● WRITTEN EXERCISE
Which lines below hold the word "React"? Copy all of them.

● SOURCE MATERIAL
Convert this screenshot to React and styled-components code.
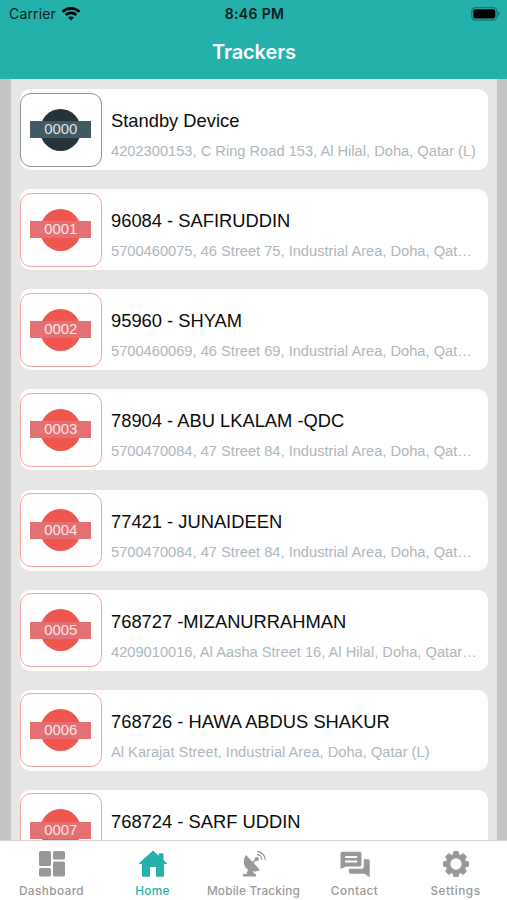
import React from 'react';
import styled, { createGlobalStyle } from 'styled-components';

const GlobalStyle = createGlobalStyle`
* { box-sizing: border-box; }
body { margin: 0; }
`;

const Screen = styled.div`
display: flex;
flex-direction: column;
width: 507px;
height: 900px;
overflow: hidden;
background: #c5c5c5;
font-family: "Liberation Sans", Arial, sans-serif;
`;

const Header = styled.header`
flex: none;
height: 79px;
background: #24b1ac;
`;

const StatusBar = styled.div`
display: grid;
grid-template-columns: 1fr 1fr 1fr;
align-items: center;
height: 27px;
padding: 0 7px 0 9px;
font-family: Inter, sans-serif;
font-size: 14px;
color: #08201f;
`;

const Carrier = styled.div`
display: flex;
align-items: center;
gap: 5px;
letter-spacing: 0.15px;
`;

const Time = styled.div`
text-align: center;
font-weight: 600;
letter-spacing: 0.35px;
`;

const Battery = styled.div`
display: flex;
justify-content: flex-end;
`;

const Title = styled.h1`
margin: 0;
padding-left: 1px;
line-height: 51px;
text-align: center;
font-family: Inter, sans-serif;
font-size: 20px;
font-weight: 600;
letter-spacing: -0.1px;
color: #fff;
`;

const List = styled.main`
flex: 1;
min-height: 0;
margin: 0 10px 0 11px;
padding: 10px 9px 0;
overflow: hidden;
background: #e6e6e6;
`;

const Card = styled.article`
display: flex;
align-items: center;
height: 81px;
margin-bottom: 19.13px;
border-radius: 10px;
background: #fff;
`;

const Thumb = styled.div`
display: flex;
flex: none;
align-items: center;
justify-content: center;
width: 81.5px;
height: 74px;
border: 1px solid ${p => (p.$standby ? '#8f9295' : '#f2a3a0')};
border-radius: 11px;
`;

const Disc = styled.div`
display: flex;
flex: none;
align-items: center;
justify-content: center;
width: 41px;
height: 42px;
border-radius: 50%;
background: ${p => (p.$standby ? '#25333b' : '#ef564d')};
`;

const Band = styled.div`
flex: none;
width: 61px;
height: 17px;
line-height: 17px;
text-align: center;
font-size: 14.9px;
color: ${p => (p.$standby ? '#dce3e6' : '#fbe3e1')};
background: ${p => (p.$standby ? '#435a64' : '#e37073')};
`;

const Info = styled.div`
flex: 1;
min-width: 0;
padding: 12px 0 0 9.5px;
`;

const Name = styled.div`
line-height: 24px;
font-size: 18.33px;
white-space: nowrap;
color: #0b0b0b;
`;

const Address = styled.div`
height: 22px;
margin-top: 7px;
line-height: 22px;
overflow: hidden;
font-size: 14.66px;
white-space: nowrap;
color: #adb7be;
`;

const TabBar = styled.nav`
display: grid;
grid-template-columns: repeat(5, 101px);
flex: none;
height: 60px;
padding-left: 1px;
border-top: 1px solid #d6d6d6;
background: #fff;
`;

const Tab = styled.div`
display: flex;
flex-direction: column;
align-items: center;
padding-top: 8.5px;
font-family: Inter, sans-serif;
font-size: 11.8px;
font-weight: 500;
line-height: 16px;
letter-spacing: ${p => p.$spacing || 0}px;
white-space: nowrap;
color: ${p => (p.$active ? '#24b1ac' : '#989898')};

svg {
  flex: none;
  margin-bottom: 5.5px;
}
`;

const trackers = [
    { id: '0000', name: 'Standby Device', address: '4202300153, C Ring Road 153, Al Hilal, Doha, Qatar (L)', standby: true },
    { id: '0001', name: '96084 - SAFIRUDDIN', address: '5700460075, 46 Street 75, Industrial Area, Doha, Qat…' },
    { id: '0002', name: '95960 - SHYAM', address: '5700460069, 46 Street 69, Industrial Area, Doha, Qat…' },
    { id: '0003', name: '78904 - ABU LKALAM -QDC', address: '5700470084, 47 Street 84, Industrial Area, Doha, Qat…' },
    { id: '0004', name: '77421 - JUNAIDEEN', address: '5700470084, 47 Street 84, Industrial Area, Doha, Qat…' },
    { id: '0005', name: '768727 -MIZANURRAHMAN', address: '4209010016, Al Aasha Street 16, Al Hilal, Doha, Qatar…' },
    { id: '0006', name: '768726 - HAWA ABDUS SHAKUR', address: 'Al Karajat Street, Industrial Area, Doha, Qatar (L)' },
    { id: '0007', name: '768724 - SARF UDDIN', address: '' },
];

const WifiIcon = () => (
    <svg width="20" height="14" viewBox="0 0 20 14" fill="none" stroke="#000" strokeWidth="2.7">
        <path d="M1.5 4.8C6.2.2 13.8.2 18.5 4.8" />
        <path d="M4.7 8C7.7 5.2 12.3 5.2 15.3 8" />
        <path d="M10 13.4 7.1 10.5C8.7 9 11.3 9 12.9 10.5Z" fill="#000" stroke="none" />
    </svg>
);

const BatteryIcon = () => (
    <svg width="29" height="14" viewBox="0 0 29 14">
        <rect x=".7" y=".7" width="25.2" height="12.4" rx="3.6" fill="none" stroke="#147570" strokeWidth="1.2" />
        <rect x="2.3" y="2.3" width="22" height="9.2" rx="2" fill="#000" />
        <path d="M27.2 4.8C29.2 5.5 29.2 8.3 27.2 9Z" fill="#147570" />
    </svg>
);

const DashboardIcon = () => (
    <svg width="28" height="28" viewBox="0 0 28 28" fill="currentColor">
        <rect x="1" y="1" width="12" height="15" rx="1.6" />
        <rect x="15" y="1" width="12" height="8.6" rx="1.6" />
        <rect x="1" y="18" width="12" height="8.6" rx="1.6" />
        <rect x="15" y="11.6" width="12" height="15" rx="1.6" />
    </svg>
);

const HomeIcon = () => (
    <svg width="30" height="28" viewBox="0 0 30 28" fill="currentColor" stroke="currentColor" strokeLinejoin="round">
        <path d="M15 1 1.2 13.6H4.5V26.2H11.5V16.5H18.5V26.2H25.5V13.6H28.8L25 10.1V3.8H21.3V6.7Z" />
    </svg>
);

const DishIcon = () => (
    <svg width="28" height="28" viewBox="0 0 28 28" fill="currentColor">
        <path d="M6 5 20 20C15.5 22.5 9 22 5.6 17.5C3 13.8 3.4 8.5 6 5Z" />
        <path d="M8 19.5 12 20.5 14.5 24H16V26.5H3V24H6.5Z" />
        <path d="M12.5 13 16.7 8.7" stroke="currentColor" strokeWidth="1.6" />
        <circle cx="16.8" cy="9" r="2.1" />
        <path d="M17 4.6A5.2 5.2 0 0 1 21.8 9.8M17 1.4A8.7 8.7 0 0 1 25.2 9.8" fill="none" stroke="currentColor" strokeWidth="1.3" />
    </svg>
);

const ContactIcon = () => (
    <svg width="32" height="28" viewBox="0 0 32 28" fill="currentColor">
        <path fillRule="evenodd" d="M3.2 1.7H20.8Q22.5 1.7 22.5 3.4V14.8Q22.5 16.5 20.8 16.5H7.2L1.5 19V3.4Q1.5 1.7 3.2 1.7ZM6.2 6V8H18.2V6ZM6.2 10.6V12.6H18.2V10.6Z" />
        <path d="M24.8 9.2H29Q30.7 9.2 30.7 10.9V27.2L25.5 23.8H11.7Q10 23.8 10 22.1V18.8H23.1Q24.8 18.8 24.8 17.1Z" />
    </svg>
);

const teeth = [0, 45, 90, 135, 180, 225, 270, 315];

const SettingsIcon = () => (
    <svg width="28" height="28" viewBox="0 0 28 28">
        <circle cx="14" cy="14" r="8" fill="none" stroke="currentColor" strokeWidth="4.6" />
        {teeth.map(a => (
            <rect key={a} x="11" y="1" width="6" height="5" rx="1.8" fill="currentColor" transform={`rotate(${a} 14 14)`} />
        ))}
    </svg>
);

const tabs = [
    { label: 'Dashboard', Icon: DashboardIcon, spacing: 0.4 },
    { label: 'Home', Icon: HomeIcon, active: true, spacing: 0.3 },
    { label: 'Mobile Tracking', Icon: DishIcon, spacing: 0.2 },
    { label: 'Contact', Icon: ContactIcon, spacing: 0.4 },
    { label: 'Settings', Icon: SettingsIcon, spacing: 0.5 },
];

const TrackerCard = ({ tracker }) => (
    <Card>
        <Thumb $standby={tracker.standby}>
            <Disc $standby={tracker.standby}>
                <Band $standby={tracker.standby}>{tracker.id}</Band>
            </Disc>
        </Thumb>
        <Info>
            <Name>{tracker.name}</Name>
            <Address>{tracker.address}</Address>
        </Info>
    </Card>
);

export default function App() {
    return (
        <Screen>
            <GlobalStyle />
            <Header>
                <StatusBar>
                    <Carrier>Carrier <WifiIcon /></Carrier>
                    <Time>8:46 PM</Time>
                    <Battery><BatteryIcon /></Battery>
                </StatusBar>
                <Title>Trackers</Title>
            </Header>
            <List>
                {trackers.map(t => <TrackerCard key={t.id} tracker={t} />)}
            </List>
            <TabBar>
                {tabs.map(({ label, Icon, active, spacing }) => (
                    <Tab key={label} $active={active} $spacing={spacing}>
                        <Icon />
                        {label}
                    </Tab>
                ))}
            </TabBar>
        </Screen>
    );
}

● SOLUTION FOR THIS TASK
Convert this screenshot to React and styled-components code.
import React from 'react';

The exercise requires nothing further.